A week of songs: day four

OK, so thanks to the Facebook chain post doing the rounds, I’m doing that song-a-day-for-a-week thing where I post a song I like and write a bit about it. You should do it too, eh? (Seriously, if you like the post, go write your own, and tell me in the comments, as I’d like to read your picks.)

This is day four. My pick for day four is a song that I have for years kind of thought was a personal anthem: Tom Waits’ “Goin’ Out West”.

This is, as with many others, a song I’d heard on Rage one late evening. This wasn’t the first Tom Waits song I’d heard. I had some of his earlier stuff, I think perhaps the two Early Years albums which were very acoustic, and much more singer-songwriter. But this. This. Look at the filmclip – a guy who looks kind of like a monkey plays a midget guitar with a brakeman’s glove, in a world where everything is on fire. He high-kicks, singing about some kind of pornographic Big Rock Candy Mountain life that’s better out west, in the land of suntans. He’s not a bit player, baby – he’s a leading man, a lover man, a ruler and a fighter. Power chords fade in and out beneath tremolo guitar, while the percussion sounds like (and probably was) someone beating the shit out of furniture.

Later on, he gets devil horns. What the fuck was this?

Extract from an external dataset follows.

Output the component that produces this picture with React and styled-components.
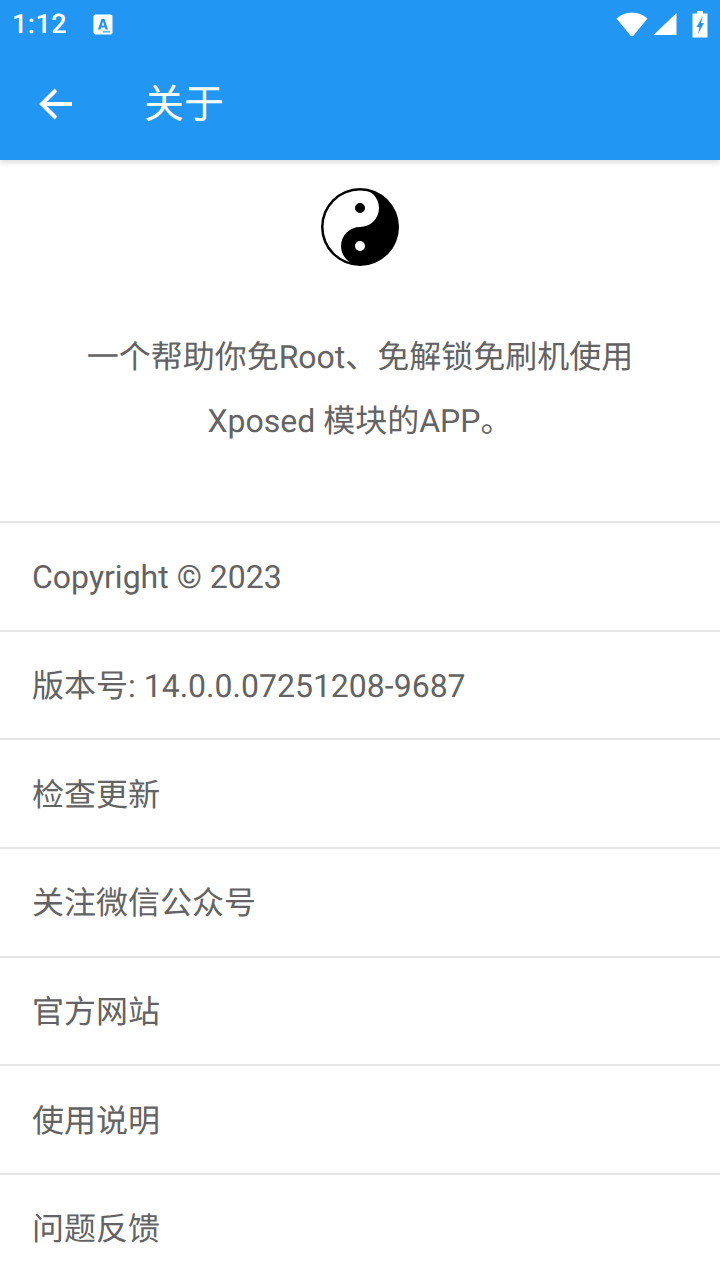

I had absolutely no idea, but I wanted to hear more. The bravado, the seediness, the feeling of sweat and hope in the face of some kind of rapidly-emptying gas tank amphetamine burnout spoke to me. Which is pretty funny, as I was a schoolkid still.

At the time I discovered this tune, I was spending school holidays working at the colour graphics department of publishers ACP. This was when layouts for magazines were shot to film, and a lot of my time was spent stripping film from masking and backing so that the silver nitrate inside the film could be recycled. My lunchtimes were spent pounding the streets, and I distinctly remember buying the slimline CD single of this song from the Brashs store around the corner. I remember the industrial, blue-grey cover then the mystery I heard after putting it on. B-sides spoke of nautical suicides, girls who run off in vans, and, well, being dead. It was some kind of super-enhanced Americana which sounded of dust and Bad Things Happening Just Over There.

I scored my copy of Bone Machine, the album this song comes from, after I called the local arm of Waits’ record company because my copy of Frank’s Wild Years had a terrible case of disk rot which had set in after not too long. (It was a ‘gold’ CD, prone to this kind of thing.) I don’t remember the name of who it was who spoke to me, but she asked me whether I’d heard his new album, and when I said I hadn’t, said she’d include a copy of the new album in the mailer she was sending with my replacement for the rotted CD. I had no idea the good things coming my way in a mailer. It remains one of my favourites for its dedication to perversity, for its love of death and the fact that it’ll terrify you and make you weep within its bounds.

I have, for years, come back to “Goin’ Out West” as my go-to song. If I were some kind of wrestler, I would want it as my walk-out music because it’s so stupidly primal. The bestial drumming kicks a hole in my forehead every time I hear it. But the kicker is how the narrator’s characterisation is so completely bad-ass, yet completely flawed. The dude isn’t tough. He just thinks he is. He’s making plans that we know will never come to fruition, but the chugging of the instrumentation recalls the rhythm of the road and part of you thinks well, fuck, maybe he’ll get there, and his travel will end in some kind of “Diamonds On My Windshield” late-night get-there epiphany. Deep down, though, I know the guy’s too full of himself and his ability: he’s probably drinking from a flask as he barrels across desert wastes, on course to a gloriously forgotten wipe-out.

Having said that, for many years my email signature (and general interpretation of myself) was the line

“my friends think I’m ugly; I got a masculine face”

Initially I think it was kind of self-deprecating, but now I kind of think it’s admirable. I don’t think I fit the line (for I suspect my friends wouldn’t call me ugly at least, but nor do I have a hugely masculine face) but it’s still something that speaks to me. It’s a kind of reminder that we make the power out of our flaws, whether others believe us or not – to me that’s something vital. Take your flaws. Make them work for you. Learn karate, voodoo too.